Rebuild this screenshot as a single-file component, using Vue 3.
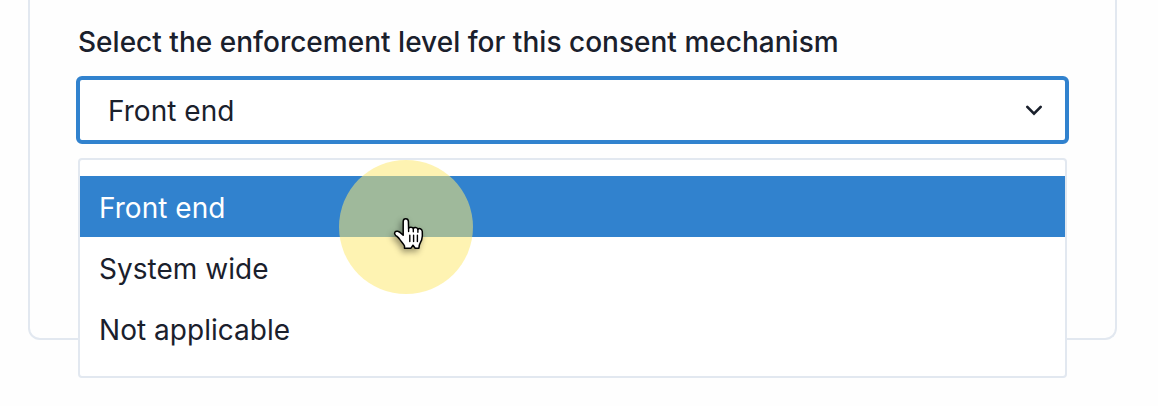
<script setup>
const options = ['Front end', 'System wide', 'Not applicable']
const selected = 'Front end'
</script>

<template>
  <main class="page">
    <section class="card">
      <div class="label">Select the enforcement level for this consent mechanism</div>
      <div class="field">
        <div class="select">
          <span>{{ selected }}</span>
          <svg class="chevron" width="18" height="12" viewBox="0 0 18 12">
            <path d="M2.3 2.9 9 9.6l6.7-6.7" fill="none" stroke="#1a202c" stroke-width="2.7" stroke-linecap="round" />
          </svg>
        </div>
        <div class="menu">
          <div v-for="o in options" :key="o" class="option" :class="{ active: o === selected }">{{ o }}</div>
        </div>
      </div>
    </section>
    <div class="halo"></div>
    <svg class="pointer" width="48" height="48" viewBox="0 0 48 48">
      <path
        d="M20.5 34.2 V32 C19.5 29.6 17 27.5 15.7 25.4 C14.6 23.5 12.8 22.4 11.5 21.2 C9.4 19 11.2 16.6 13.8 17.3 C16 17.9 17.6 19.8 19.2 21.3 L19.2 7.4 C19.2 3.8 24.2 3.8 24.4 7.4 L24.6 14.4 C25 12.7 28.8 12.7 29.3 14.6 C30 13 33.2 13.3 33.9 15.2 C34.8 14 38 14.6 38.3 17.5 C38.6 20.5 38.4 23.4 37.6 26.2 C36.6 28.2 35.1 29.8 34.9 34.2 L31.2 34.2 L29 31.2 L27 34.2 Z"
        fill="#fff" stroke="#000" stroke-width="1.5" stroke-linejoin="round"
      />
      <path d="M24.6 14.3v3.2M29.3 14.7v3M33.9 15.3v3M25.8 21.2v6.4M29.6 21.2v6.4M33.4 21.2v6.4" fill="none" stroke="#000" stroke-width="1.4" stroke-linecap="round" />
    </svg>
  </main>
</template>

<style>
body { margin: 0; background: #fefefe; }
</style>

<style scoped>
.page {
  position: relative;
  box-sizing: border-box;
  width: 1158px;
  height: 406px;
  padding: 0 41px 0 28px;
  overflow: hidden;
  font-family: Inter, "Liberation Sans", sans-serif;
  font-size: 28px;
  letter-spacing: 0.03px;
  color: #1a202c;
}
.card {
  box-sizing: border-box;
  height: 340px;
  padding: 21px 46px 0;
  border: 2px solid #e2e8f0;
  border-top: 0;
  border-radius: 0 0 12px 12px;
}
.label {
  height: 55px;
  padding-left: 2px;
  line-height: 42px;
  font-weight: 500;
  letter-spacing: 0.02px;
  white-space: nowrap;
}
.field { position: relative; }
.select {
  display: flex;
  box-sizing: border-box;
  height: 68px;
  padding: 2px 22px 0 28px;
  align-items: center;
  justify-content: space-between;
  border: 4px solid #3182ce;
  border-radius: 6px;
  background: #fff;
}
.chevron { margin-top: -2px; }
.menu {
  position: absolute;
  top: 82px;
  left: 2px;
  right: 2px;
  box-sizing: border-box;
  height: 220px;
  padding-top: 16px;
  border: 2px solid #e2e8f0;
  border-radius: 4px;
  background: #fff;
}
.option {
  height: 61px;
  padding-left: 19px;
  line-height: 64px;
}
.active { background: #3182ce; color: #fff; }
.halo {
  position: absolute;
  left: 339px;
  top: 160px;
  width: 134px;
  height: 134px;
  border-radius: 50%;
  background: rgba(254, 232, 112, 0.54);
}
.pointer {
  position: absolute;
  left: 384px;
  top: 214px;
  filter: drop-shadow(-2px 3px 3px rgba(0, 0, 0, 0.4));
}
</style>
* * * * * * *
▶ Given task
Write out the full set of lines verbatim, without the pictures.

▶ Exercise solution
Rebuild this screenshot as a single-file component, using Vue 3.
<script setup>
const options = ['Front end', 'System wide', 'Not applicable']
const selected = 'Front end'
</script>

<template>
  <main class="page">
    <section class="card">
      <div class="label">Select the enforcement level for this consent mechanism</div>
      <div class="field">
        <div class="select">
          <span>{{ selected }}</span>
          <svg class="chevron" width="18" height="12" viewBox="0 0 18 12">
            <path d="M2.3 2.9 9 9.6l6.7-6.7" fill="none" stroke="#1a202c" stroke-width="2.7" stroke-linecap="round" />
          </svg>
        </div>
        <div class="menu">
          <div v-for="o in options" :key="o" class="option" :class="{ active: o === selected }">{{ o }}</div>
        </div>
      </div>
    </section>
    <div class="halo"></div>
    <svg class="pointer" width="48" height="48" viewBox="0 0 48 48">
      <path
        d="M20.5 34.2 V32 C19.5 29.6 17 27.5 15.7 25.4 C14.6 23.5 12.8 22.4 11.5 21.2 C9.4 19 11.2 16.6 13.8 17.3 C16 17.9 17.6 19.8 19.2 21.3 L19.2 7.4 C19.2 3.8 24.2 3.8 24.4 7.4 L24.6 14.4 C25 12.7 28.8 12.7 29.3 14.6 C30 13 33.2 13.3 33.9 15.2 C34.8 14 38 14.6 38.3 17.5 C38.6 20.5 38.4 23.4 37.6 26.2 C36.6 28.2 35.1 29.8 34.9 34.2 L31.2 34.2 L29 31.2 L27 34.2 Z"
        fill="#fff" stroke="#000" stroke-width="1.5" stroke-linejoin="round"
      />
      <path d="M24.6 14.3v3.2M29.3 14.7v3M33.9 15.3v3M25.8 21.2v6.4M29.6 21.2v6.4M33.4 21.2v6.4" fill="none" stroke="#000" stroke-width="1.4" stroke-linecap="round" />
    </svg>
  </main>
</template>

<style>
body { margin: 0; background: #fefefe; }
</style>

<style scoped>
.page {
  position: relative;
  box-sizing: border-box;
  width: 1158px;
  height: 406px;
  padding: 0 41px 0 28px;
  overflow: hidden;
  font-family: Inter, "Liberation Sans", sans-serif;
  font-size: 28px;
  letter-spacing: 0.03px;
  color: #1a202c;
}
.card {
  box-sizing: border-box;
  height: 340px;
  padding: 21px 46px 0;
  border: 2px solid #e2e8f0;
  border-top: 0;
  border-radius: 0 0 12px 12px;
}
.label {
  height: 55px;
  padding-left: 2px;
  line-height: 42px;
  font-weight: 500;
  letter-spacing: 0.02px;
  white-space: nowrap;
}
.field { position: relative; }
.select {
  display: flex;
  box-sizing: border-box;
  height: 68px;
  padding: 2px 22px 0 28px;
  align-items: center;
  justify-content: space-between;
  border: 4px solid #3182ce;
  border-radius: 6px;
  background: #fff;
}
.chevron { margin-top: -2px; }
.menu {
  position: absolute;
  top: 82px;
  left: 2px;
  right: 2px;
  box-sizing: border-box;
  height: 220px;
  padding-top: 16px;
  border: 2px solid #e2e8f0;
  border-radius: 4px;
  background: #fff;
}
.option {
  height: 61px;
  padding-left: 19px;
  line-height: 64px;
}
.active { background: #3182ce; color: #fff; }
.halo {
  position: absolute;
  left: 339px;
  top: 160px;
  width: 134px;
  height: 134px;
  border-radius: 50%;
  background: rgba(254, 232, 112, 0.54);
}
.pointer {
  position: absolute;
  left: 384px;
  top: 214px;
  filter: drop-shadow(-2px 3px 3px rgba(0, 0, 0, 0.4));
}
</style>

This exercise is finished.